Much of the book is a testament to the history, traditions and culture of the Yeshivah - known as Etz Chaim - and to the scholars whose work shone there over the course of generations. But the editors considered the volume to be an amalgam of two books: one focused on the Yeshivah; the other telling the story of the Volozhin community and the lives, sufferings and struggles for existence of the Jews who were part of it.
The first section gives an account of the notable figures who were either born in the city, connected with the "Volozhin dynasty," or the select few who helped to maintain the Volozhin tradition. It traces how the Volozhin sages and their disciples shaped not only the Volozhin community but also religious thought elsewhere in the Torah world.
The second covers a period of 42 years, from the beginning of the twentieth century until the destruction of the Jewish community in 1942. Volozhin was not a prosperous town with established industries. Life was not easy. Most of the Jews earned their livings as peddlers, store owners and "go-betweens" who bought and sold their wares from and to the peasants and others. A major segment of the economy was providing room and board for students who came to study in the Yeshivah.
Jews settled in the town during the second half of the 16th century. In the 19th century, the population grew from 590 in 1847 to 2,452 Jews in the 1897 census. On the eve of the Holocaust, about 3,000 Jews lived there.

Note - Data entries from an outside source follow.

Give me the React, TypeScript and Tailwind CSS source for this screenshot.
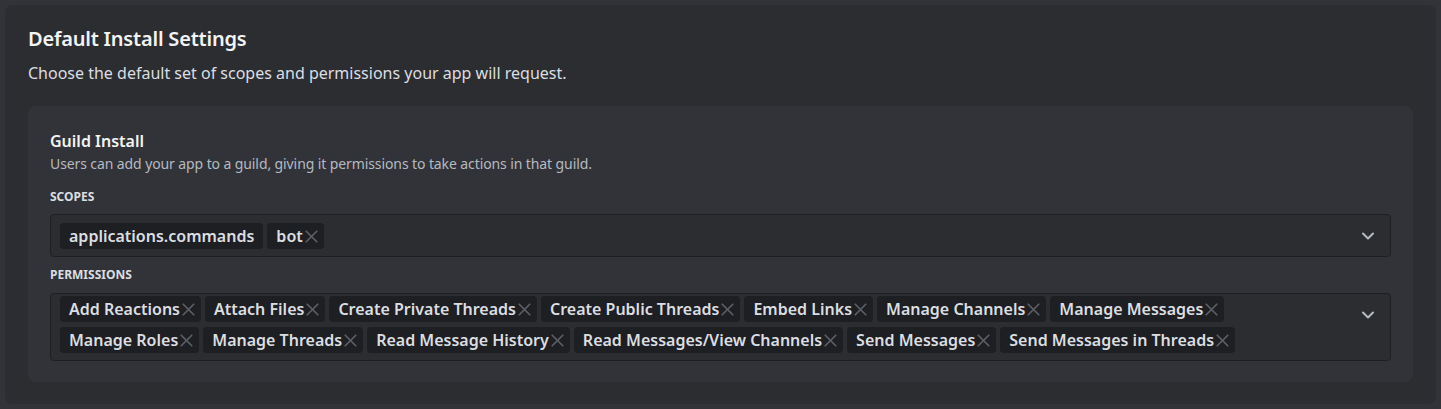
import { ChevronDown, X } from "lucide-react";

const scopes = ["applications.commands", "bot"];

const permissions = [
    "Add Reactions",
    "Attach Files",
    "Create Private Threads",
    "Create Public Threads",
    "Embed Links",
    "Manage Channels",
    "Manage Messages",
    "Manage Roles",
    "Manage Threads",
    "Read Message History",
    "Read Messages/View Channels",
    "Send Messages",
    "Send Messages in Threads",
];

const Chip = ({ label, removable = true }: { label: string; removable?: boolean }) => (
    <div className="flex items-center h-[26px] pl-[9px] pr-[2px] rounded bg-[#1e1f22] text-[#dbdee1] text-base font-semibold leading-5">
        <span className={removable ? "" : "pr-[7px]"}>{label}</span>
        {removable && <X className="size-[21px] -ml-[2px] text-[#5c5e66]" strokeWidth={2} />}
    </div>
);

const TagSelect = ({ items, fixed = [], pad }: { items: string[]; fixed?: string[]; pad: string }) => (
    <div className="flex items-start rounded-[4px] border border-[#1e1f22] bg-[#2b2d31] pl-[9px] pr-[12px]">
        <div className={`flex flex-wrap flex-1 gap-x-1 gap-y-[5px] ${pad}`}>
            {items.map((item) => (
                <Chip key={item} label={item} removable={!fixed.includes(item)} />
            ))}
        </div>
        <div className="h-[41px] flex items-center">
            <ChevronDown className="size-5 text-[#b5bac1]" strokeWidth={2.5} />
        </div>
    </div>
);

export default function App() {
    return (
        <div className="min-h-[409px] bg-[#313338] p-[5px] font-['Noto_Sans',sans-serif]">
            <div className="rounded-lg bg-[#2b2d31] pt-[22px] pb-[22px] px-[23px]">
                <h1 className="text-xl leading-6 font-semibold text-[#f2f3f5] tracking-[-0.2px]">Default Install Settings</h1>
                <p className="mt-3 text-base leading-5 text-[#dbdee1]">Choose the default set of scopes and permissions your app will request.</p>

                <div className="mt-[23px] rounded-lg bg-[#313338] px-[22px] pt-[25px] pb-[21px]">
                    <h2 className="text-base leading-5 font-semibold text-[#f2f3f5]">Guild Install</h2>
                    <p className="mt-1 text-sm leading-[18px] text-[#b5bac1] tracking-[-0.1px]">
                        Users can add your app to a guild, giving it permissions to take actions in that guild.
                    </p>

                    <div className="mt-4 mb-[9px] text-xs leading-4 font-bold uppercase text-[#dbdee1]">Scopes</div>
                    <TagSelect items={scopes} fixed={["applications.commands"]} pad="pt-[8px] pb-[7px]" />

                    <div className="mt-[10px] mb-[10px] text-xs leading-4 font-bold uppercase text-[#dbdee1]">Permissions</div>
                    <TagSelect items={permissions} pad="pt-[2px] pb-[7px]" />
                </div>
            </div>
        </div>
    );
}
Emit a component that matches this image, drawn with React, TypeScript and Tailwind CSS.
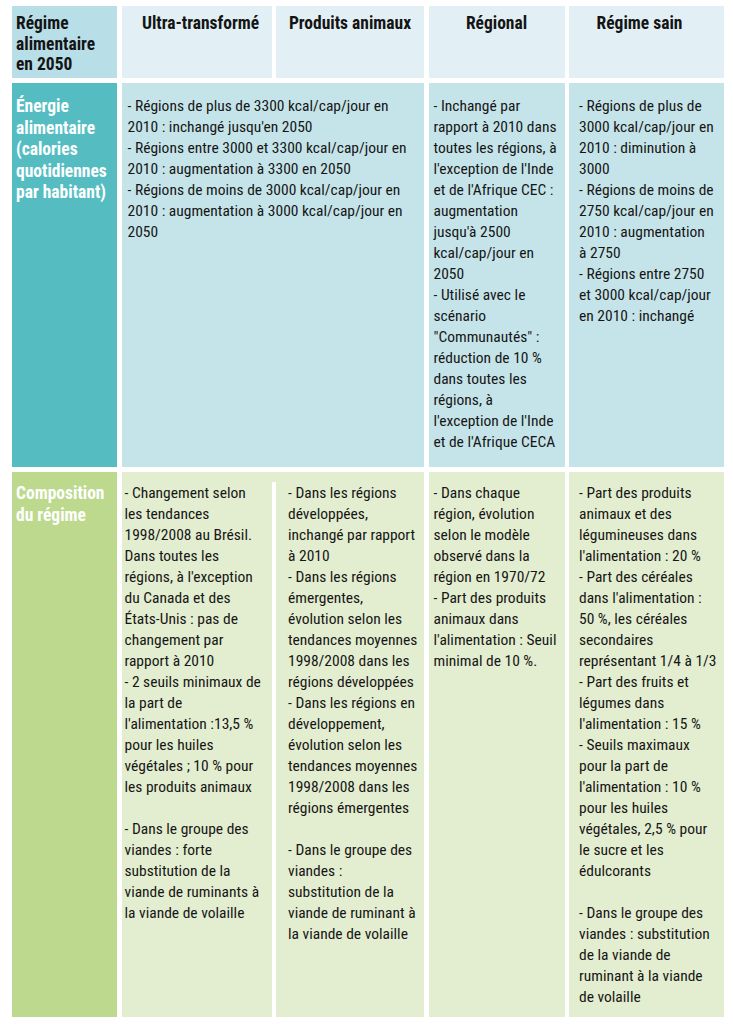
import React from "react";

const L = ({ lines }: { lines: string[] }) => (
  <>
    {lines.map((l, i) => (
      <div key={i} className="whitespace-nowrap h-[21px]">
        {l === "" ? "\u00a0" : l}
      </div>
    ))}
  </>
);

const font = "font-['Roboto',sans-serif] [font-stretch:75%]";
const bold = "font-bold text-[17.5px]";

export default function App() {
  return (
    <div className={`w-[733px] h-[1024px] bg-white pt-[6px] pl-[12px] ${font} text-[#161616]`}>
      <div className="grid grid-cols-[105px_150px_148px_136px_155px] grid-rows-[72px_384px_545px] gap-x-[4.5px] gap-y-[5px] w-[712px] text-[15.5px] leading-[21px]">
        {/* Header row */}
        <div className={`bg-[#b8dee7] pl-[4px] pt-[7px] ${bold} text-[#141414] leading-[20.7px]`}>
          <div>Régime</div>
          <div>alimentaire</div>
          <div>en 2050</div>
        </div>
        <div className={`bg-[#e2f0f5] pt-[7px] pl-[8px] text-center ${bold} leading-[21px] text-[#141414]`}>Ultra-transformé</div>
        <div className={`bg-[#e2f0f5] pt-[7px] text-center ${bold} leading-[21px] text-[#141414]`}>Produits animaux</div>
        <div className={`bg-[#e2f0f5] pt-[7px] text-center ${bold} leading-[21px] text-[#141414]`}>Régional</div>
        <div className={`bg-[#e2f0f5] pt-[7px] pr-[14px] text-center ${bold} leading-[21px] text-[#141414]`}>Régime sain</div>

        {/* Row 2 */}
        <div className={`bg-[#55bdc2] pl-[4px] pt-[13px] ${bold} text-white leading-[21.5px]`}>
          <div>Énergie</div>
          <div>alimentaire</div>
          <div>(calories</div>
          <div>quotidiennes</div>
          <div>par habitant)</div>
        </div>
        <div className="col-span-2 bg-[#c5e4e9] pl-[6px] pt-[13px]">
          <L
            lines={[
              "- Régions de plus de 3300 kcal/cap/jour en",
              "2010 : inchangé jusqu'en 2050",
              "- Régions entre 3000 et 3300 kcal/cap/jour en",
              "2010 : augmentation à 3300 en 2050",
              "- Régions de moins de 3000 kcal/cap/jour en",
              "2010 : augmentation à 3000 kcal/cap/jour en",
              "2050",
            ]}
          />
        </div>
        <div className="bg-[#c5e4e9] pl-[5px] pt-[13px]">
          <L
            lines={[
              "- Inchangé par",
              "rapport à 2010 dans",
              "toutes les régions, à",
              "l'exception de l'Inde",
              "et de l'Afrique CEC :",
              "augmentation",
              "jusqu'à 2500",
              "kcal/cap/jour en",
              "2050",
              "- Utilisé avec le",
              "scénario",
              "\"Communautés\" :",
              "réduction de 10 %",
              "dans toutes les",
              "régions, à",
              "l'exception de l'Inde",
              "et de l'Afrique CECA",
            ]}
          />
        </div>
        <div className="bg-[#c5e4e9] pl-[10px] pt-[13px]">
          <L
            lines={[
              "- Régions de plus de",
              "3000 kcal/cap/jour en",
              "2010 : diminution à",
              "3000",
              "- Régions de moins de",
              "2750 kcal/cap/jour en",
              "2010 : augmentation",
              "à 2750",
              "- Régions entre 2750",
              "et 3000 kcal/cap/jour",
              "en 2010 : inchangé",
            ]}
          />
        </div>

        {/* Row 3 */}
        <div className={`bg-[#bdd98e] pl-[4px] pt-[11px] ${bold} text-white leading-[21.5px]`}>
          <div>Composition</div>
          <div>du régime</div>
        </div>
        <div className="col-span-2 bg-[#e3edcf] flex">
          <div className="w-[150px] shrink-0 pl-[3px] pt-[11px]">
            <L
              lines={[
                "- Changement selon",
                "les tendances",
                "1998/2008 au Brésil.",
                "Dans toutes les",
                "régions, à l'exception",
                "du Canada et des",
                "États-Unis : pas de",
                "changement par",
                "rapport à 2010",
                "- 2 seuils minimaux de",
                "la part de",
                "l'alimentation :13,5 %",
                "pour les huiles",
                "végétales ; 10 % pour",
                "les produits animaux",
                "",
                "- Dans le groupe des",
                "viandes : forte",
                "substitution de la",
                "viande de ruminants à",
                "la viande de volaille",
              ]}
            />
          </div>
          <div className="w-[4.5px] shrink-0 mt-[10px] bg-white" />
          <div className="flex-1 pl-[12px] pt-[11px]">
            <L
              lines={[
                "- Dans les régions",
                "développées,",
                "inchangé par rapport",
                "à 2010",
                "- Dans les régions",
                "émergentes,",
                "évolution selon les",
                "tendances moyennes",
                "1998/2008 dans les",
                "régions développées",
                "- Dans les régions en",
                "développement,",
                "évolution selon les",
                "tendances moyennes",
                "1998/2008 dans les",
                "régions émergentes",
                "",
                "- Dans le groupe des",
                "viandes :",
                "substitution de la",
                "viande de ruminant à",
                "la viande de volaille",
              ]}
            />
          </div>
        </div>
        <div className="bg-[#e3edcf] pl-[5px] pt-[11px]">
          <L
            lines={[
              "- Dans chaque",
              "région, évolution",
              "selon le modèle",
              "observé dans la",
              "région en 1970/72",
              "- Part des produits",
              "animaux dans",
              "l'alimentation : Seuil",
              "minimal de 10 %.",
            ]}
          />
        </div>
        <div className="bg-[#e3edcf] pl-[10px] pt-[11px]">
          <L
            lines={[
              "- Part des produits",
              "animaux et des",
              "légumineuses dans",
              "l'alimentation : 20 %",
              "- Part des céréales",
              "dans l'alimentation :",
              "50 %, les céréales",
              "secondaires",
              "représentant 1/4 à 1/3",
              "- Part des fruits et",
              "légumes dans",
              "l'alimentation : 15 %",
              "- Seuils maximaux",
              "pour la part de",
              "l'alimentation : 10 %",
              "pour les huiles",
              "végétales, 2,5 % pour",
              "le sucre et les",
              "édulcorants",
              "",
              "- Dans le groupe des",
              "viandes : substitution",
              "de la viande de",
              "ruminant à la viande",
              "de volaille",
            ]}
          />
        </div>
      </div>
    </div>
  );
}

The Germans captured Volozhin in 1941 and soon established a ghetto. In May of 1942, the ghetto was cordoned off and the town's Jews were marched off to be executed, passing through the streets of the Christians who jeered and mocked them. Following its liberation, several Jews who returned openly to Volozhin were murdered by local townspeople.
"The Volozhin Yizkor Book is not a graveyard or the mark of the last kindness," one of its editors writes. "It sets out to record life, it sets out to be a source of pleasure, of inspiration and of physical exaltation. The words and thoughts of the Volozhin sages deserve to be drunk with thirst all the year around."